Benefits Of FHA Loans

FHA Loans are the most popular mortgage loan programs today due to the many benefits it offers.  There are thousands of mortgage loan applicants with great credit scores but due to the strict mortgage lending guidelines on conventional loans set by Fannie Mae and Freddie Mac cannot qualify for a residential mortgage loan.  Some of the hurdles conventional loan applicants face are high debt to income ratios, prior bad credit, prior bankruptcies, prior foreclosures, needing non-occupant co-borrowers, and unsatisfied collection accounts.

FHA loan programs offers lenient mortgage underwriting guidelines, 3.5% minimum down payment, low mortgage rates, generous sellers concessions ( FHA allows up to 6% in sellers concessions whereas conventional loans cap sellers concession credits to 3% ), and short waiting periods after a prior bankruptcy and/or short sale.

FHA mortgage rates on 30 year fixed rate FHA Loans are much lower than 30 year fixed rate conventional mortgage loans offered by Freddie Mac and/or Fannie Mae.  FHA Loans are not for every home buyer or homeowners who are needing refinance mortgage loans with good credit.  Mortgage loan applicants with great credit may get better loan terms and programs with a FHA insured mortgage loan.

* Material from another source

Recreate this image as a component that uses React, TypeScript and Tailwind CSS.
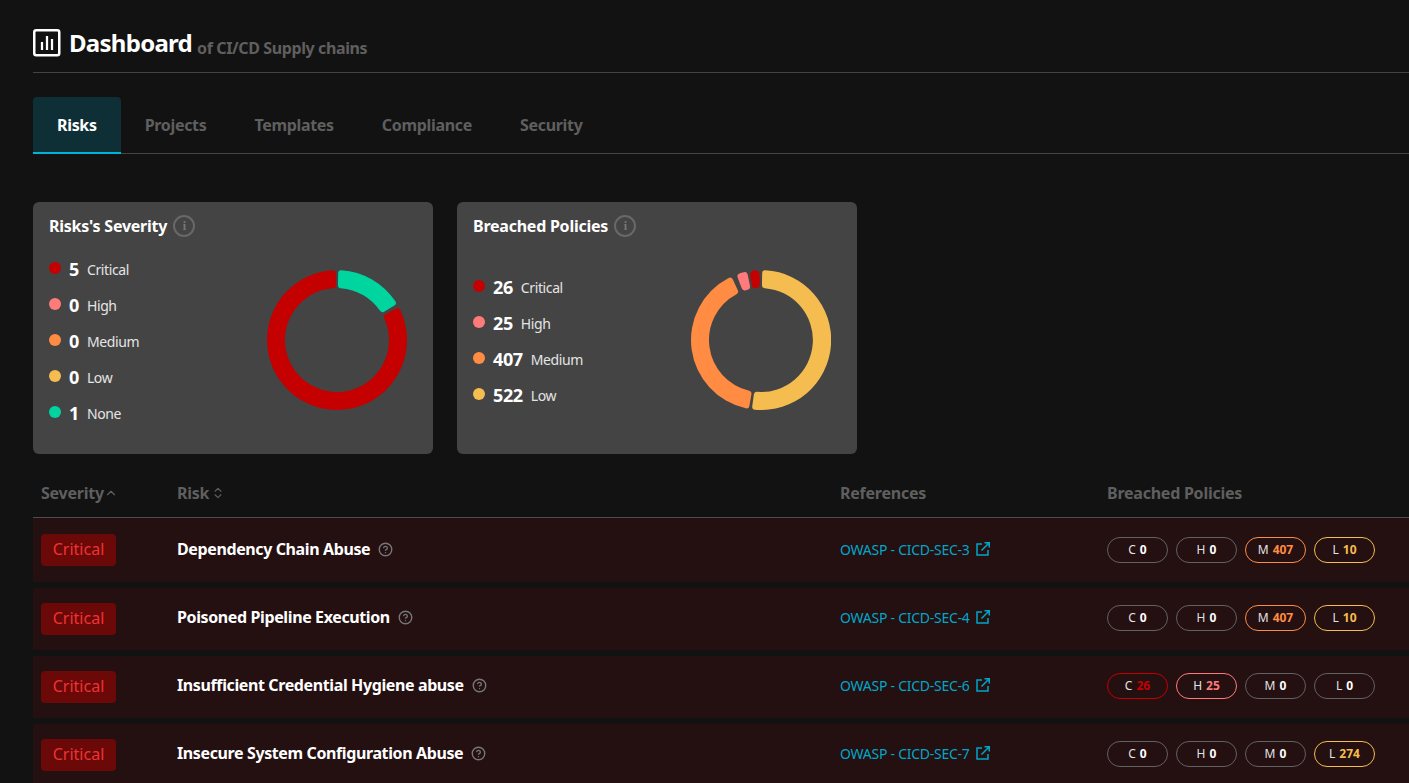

Down Payment Requirement For FHA Loans

The United States Department of Housing and Urban Development created the Federal Housing Administration back in 1934 with the goal of making and promoting homeownership possible to all hard working Americans in a down housing market after the Great Depression.  The main mission of the newly created Federal Housing Administration was to make the dream of homeownership possible with the smallest amount of down payment.  The minimum down payment required for a potential home buyer is 3.5% of the home’s purchase price.  There are two other mortgage loan programs that do not require a down payment, which are VA Loans and USDA Loans.  With VA Loans, you need to be a Veteran of the United States Armed Services and need a Certificate of Eligibility.  With USDA Loans, there are restrictions with regards that the mortgage loan applicant cannot have debt to income ratios exceeding 28% front end debt to income ratios and the back end debt to income ratios cannot exceed 41%.  USDA Loans also have income requirements where the mortgage loan applicant for a USDA Loan is capped on the maximum household income they can make in order to qualify. The income requirement varies depending on the state and county the property is located and the amount of dependents the mortgage loan borrower has on their tax returns.  The spouse’s income who is not on the USDA mortgage loan will be taken into account with USDA mortgage loan program.  Many of those who are eligible for VA Loans and USDA Loans turn to FHA Loans due to the more lenient mortgage lending standards.

Role Of FHA

FHA does not fund mortgage loans.  FHA only insures residential owner occupant mortgage loans to private mortgage lenders who are FHA approved.  The Federal Housing Administration guarantees mortgage lenders against default from mortgage loan borrowers who have defaulted on their mortgage loans.  FHA has insured more than 34 million residential mortgage loans for mortgage lenders in the United States since 1934 and is still going strong and making homeownership possible to all working Americans and offers second chances for potential homeowners who have had prior financial hardship such as bankruptcies, foreclosures, deed in lieu of foreclosures, and short sales.  Approved FHA mortgage lenders need to follow FHA’s mortgage lending guidelines in order for their mortgage loans to be insured against default.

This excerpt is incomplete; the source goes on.